Se somarmos a isto, a diminuição drástica da natalidade e a deslocação para as cidades, verificaremos que a aldeia é hoje um cemitério vivo dos ceireiros que na velhice vivem de recordações...

Mas se o desaparecimento das pessoas é uma das razões essenciais, a evolução tecnológica matou também os produtos da junça: os capachos de plástico são mais limpos e mais baratos, os lagares de azeite têm ceiras de produtos mais resistentes...

Os ceireiros não foram preparados para estas concorrências. Para dar a volta, era necessário dinheiro e apoio estatal que não se vislumbra.
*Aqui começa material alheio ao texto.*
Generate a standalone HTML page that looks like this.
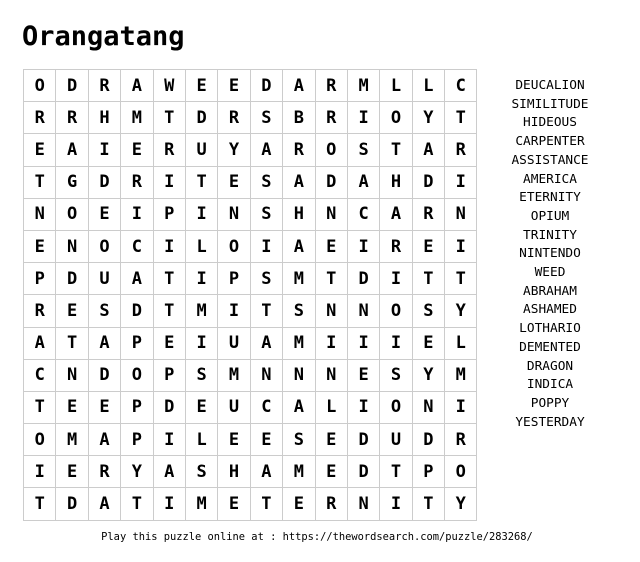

Algumas acções da CEE são feitas por folclore, para dar esmolas aos novos servos da gleba que se pretendem domesticados para épocas eleitorais, mas sem nunca se esforçarem por resolver o problema de maneira estrutural e eficiência para o futuro.
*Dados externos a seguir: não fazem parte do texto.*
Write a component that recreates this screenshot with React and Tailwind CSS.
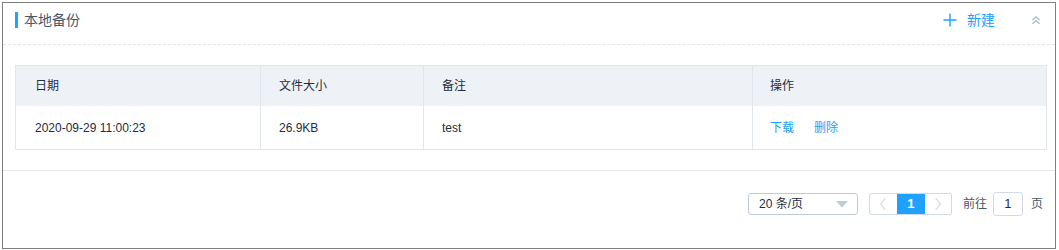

Enquanto se assiste à morte de uma geração de ceireiros que eram autênticas celebridades do meio, outras causas ditaram o golpe de misericórdia neste tipo de artesanato.
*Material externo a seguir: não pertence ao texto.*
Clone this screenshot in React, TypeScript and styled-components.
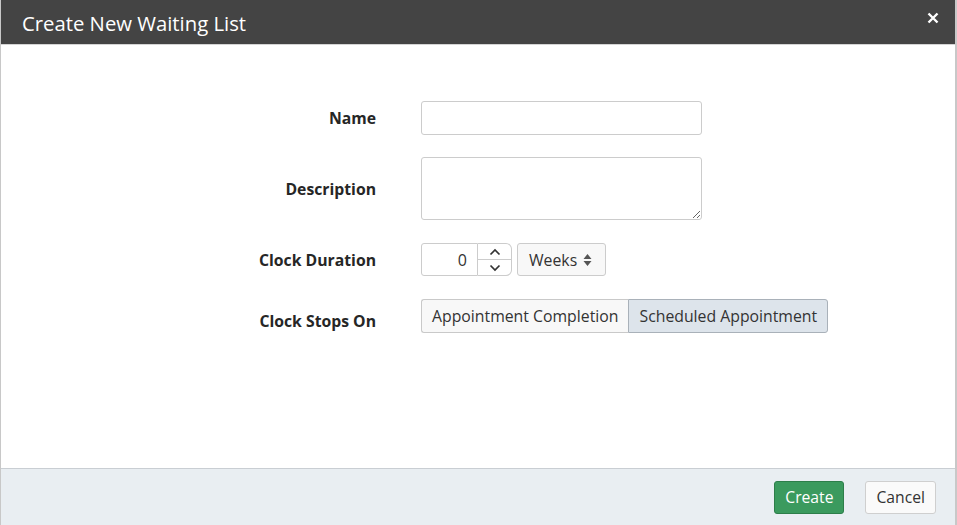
import React from "react";
import styled, { createGlobalStyle } from "styled-components";

const Global = createGlobalStyle`
  html, body { margin: 0; padding: 0; background: #fff; }
  body { font-family: "Open Sans", "Liberation Sans", sans-serif; color: #222; }
  * { box-sizing: border-box; }
`;

const Modal = styled.div`
  width: 957px;
  height: 525px;
  display: flex;
  flex-direction: column;
  border-left: 1px solid #c8c8c8;
  border-right: 2px solid #c8c8c8;
  background: #fff;
`;

const Header = styled.div`
  height: 45px;
  background: #444444;
  display: flex;
  align-items: center;
  justify-content: space-between;
  padding: 0 14px 0 21px;
  border-bottom: 1px solid #d4d4d4;
`;

const Title = styled.h1`
  margin: 0;
  font-size: 20.3px;
  font-weight: 400;
  color: #fff;
  padding-top: 1px;
`;

const Close = styled.button`
  border: none;
  background: none;
  color: #fff;
  padding: 0;
  width: 16px;
  height: 16px;
  margin-top: -9px;
  display: flex;
  align-items: center;
  justify-content: center;
`;

const Body = styled.div`
  flex: 1;
  padding: 56px 0 0 0;
  display: grid;
  grid-template-columns: 375px auto;
  column-gap: 45px;
  row-gap: 22px;
  align-content: start;
`;

const Label = styled.label<{ $h: number; $drop?: number }>`
  height: ${(p) => p.$h}px;
  display: flex;
  align-items: center;
  justify-content: flex-end;
  padding-top: ${(p) => (p.$drop ? p.$drop * 2 : 0)}px;
  font-weight: 700;
  font-size: 15.75px;
  color: #262626;
`;

const Field = styled.div<{ $h?: number }>`
  display: flex;
  align-items: flex-start;
  gap: 5px;
  ${(p) => (p.$h ? `height: ${p.$h}px;` : "")}
`;

const TextInput = styled.input`
  width: 281px;
  height: 34px;
  border: 1px solid #ccc;
  border-radius: 3px;
  font: inherit;
`;

const TextArea = styled.textarea`
  width: 281px;
  height: 63px;
  border: 1px solid #ccc;
  border-radius: 3px;
  font: inherit;
  display: block;
`;

const NumberGroup = styled.div`
  display: flex;
  height: 33px;
`;

const NumberBox = styled.div`
  width: 57px;
  height: 33px;
  border: 1px solid #ccc;
  border-radius: 3px 0 0 3px;
  display: flex;
  align-items: center;
  justify-content: flex-end;
  padding-right: 10px;
  font-size: 16px;
  color: #333;
`;

const Spinner = styled.div`
  width: 34px;
  height: 33px;
  border: 1px solid #ccc;
  border-left: none;
  border-radius: 0 6px 6px 0;
  display: flex;
  flex-direction: column;
`;

const SpinHalf = styled.div<{ $top?: boolean }>`
  flex: 1;
  display: flex;
  align-items: center;
  justify-content: center;
  border-bottom: ${(p) => (p.$top ? "1px solid #ccc" : "none")};
`;

const Select = styled.div`
  height: 33px;
  width: 89px;
  border: 1px solid #ccc;
  border-radius: 3px;
  background: #f8f8f8;
  display: flex;
  align-items: center;
  gap: 6px;
  padding-left: 11px;
  font-size: 15.8px;
  color: #333;
`;

const Toggle = styled.div`
  display: flex;
  height: 34px;
  margin-top: 1px;
`;

const ToggleBtn = styled.button<{ $active?: boolean; $first?: boolean }>`
  font: inherit;
  font-size: 15.8px;
  color: #333;
  height: 34px;
  padding: 0 10px;
  border: 1px solid ${(p) => (p.$active ? "#a9b1b9" : "#c9c9c9")};
  background: ${(p) => (p.$active ? "#dde4eb" : "#f8f8f8")};
  border-radius: ${(p) => (p.$first ? "3px 0 0 3px" : "0 3px 3px 0")};
  ${(p) => (p.$first ? "border-right: none;" : "")}
`;

const Footer = styled.div`
  height: 57px;
  background: #e9eef2;
  border-top: 1px solid #c9ced3;
  display: flex;
  align-items: center;
  justify-content: flex-end;
  gap: 21px;
  padding: 0 19px 0 0;
`;

const Btn = styled.button<{ $primary?: boolean }>`
  font: inherit;
  font-size: 15.7px;
  height: 33px;
  padding: 0 10px;
  border-radius: 3px;
  border: 1px solid ${(p) => (p.$primary ? "#2d7e4a" : "#cfcfcf")};
  background: ${(p) => (p.$primary ? "#3b9a5e" : "#fafafa")};
  color: ${(p) => (p.$primary ? "#fff" : "#333")};
`;

export default function App() {
  return (
    <>
      <Global />
      <Modal>
        <Header>
          <Title>Create New Waiting List</Title>
          <Close aria-label="Close">
            <svg width="12" height="12" viewBox="0 0 12 12">
              <path d="M1.5 1.5 L10.5 10.5 M10.5 1.5 L1.5 10.5" stroke="#fff" strokeWidth="2.4" />
            </svg>
          </Close>
        </Header>
        <Body>
          <Label $h={34}>Name</Label>
          <Field>
            <TextInput />
          </Field>
          <Label $h={64}>Description</Label>
          <Field $h={64}>
            <TextArea />
          </Field>
          <Label $h={33}>Clock Duration</Label>
          <Field>
            <NumberGroup>
              <NumberBox>0</NumberBox>
              <Spinner>
                <SpinHalf $top>
                  <svg width="12" height="8" viewBox="0 0 12 8">
                    <path d="M1.5 6.5 L6 2 L10.5 6.5" fill="none" stroke="#333" strokeWidth="1.7" />
                  </svg>
                </SpinHalf>
                <SpinHalf>
                  <svg width="12" height="8" viewBox="0 0 12 8">
                    <path d="M1.5 1.5 L6 6 L10.5 1.5" fill="none" stroke="#333" strokeWidth="1.7" />
                  </svg>
                </SpinHalf>
              </Spinner>
            </NumberGroup>
            <Select>
              Weeks
              <svg width="9" height="14" viewBox="0 0 9 14">
                <path d="M4.5 1 L8.5 6 L0.5 6 Z M4.5 13 L8.5 8 L0.5 8 Z" fill="#555" />
              </svg>
            </Select>
          </Field>
          <Label $h={40} $drop={3}>Clock Stops On</Label>
          <Field>
            <Toggle>
              <ToggleBtn $first>Appointment Completion</ToggleBtn>
              <ToggleBtn $active>Scheduled Appointment</ToggleBtn>
            </Toggle>
          </Field>
        </Body>
        <Footer>
          <Btn $primary>Create</Btn>
          <Btn>Cancel</Btn>
        </Footer>
      </Modal>
    </>
  );
}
Na década de oitenta, uma camioneta apareceu na Beselga. Era de um comerciante dos lados do Porto. Perguntou o preço da junça ao kilo. Ninguém queria acreditar que fosse uma pergunta com senso. O comerciante insistiu. Foram-se fazendo contas e lançou-se um preço por alto. O camionista comprou toda a junça que apareceu na aldeia. Na relutância de alguns, outros ajudavam convencendo os renitentes a vender por ganharem mais assim e sem fazerem o trabalho...

Mas como se havia de passar o tempo dos serões sem junça para entreter as mãos?!... O que é certo é que o homem veio de novo no ano seguinte e voltou a levar tudo. Era para fazer vassouras; diziam alguns. Mas o que é ,indiscutível é que este negócio foi a ...vassourada...fatal na já débil actividade ceireira.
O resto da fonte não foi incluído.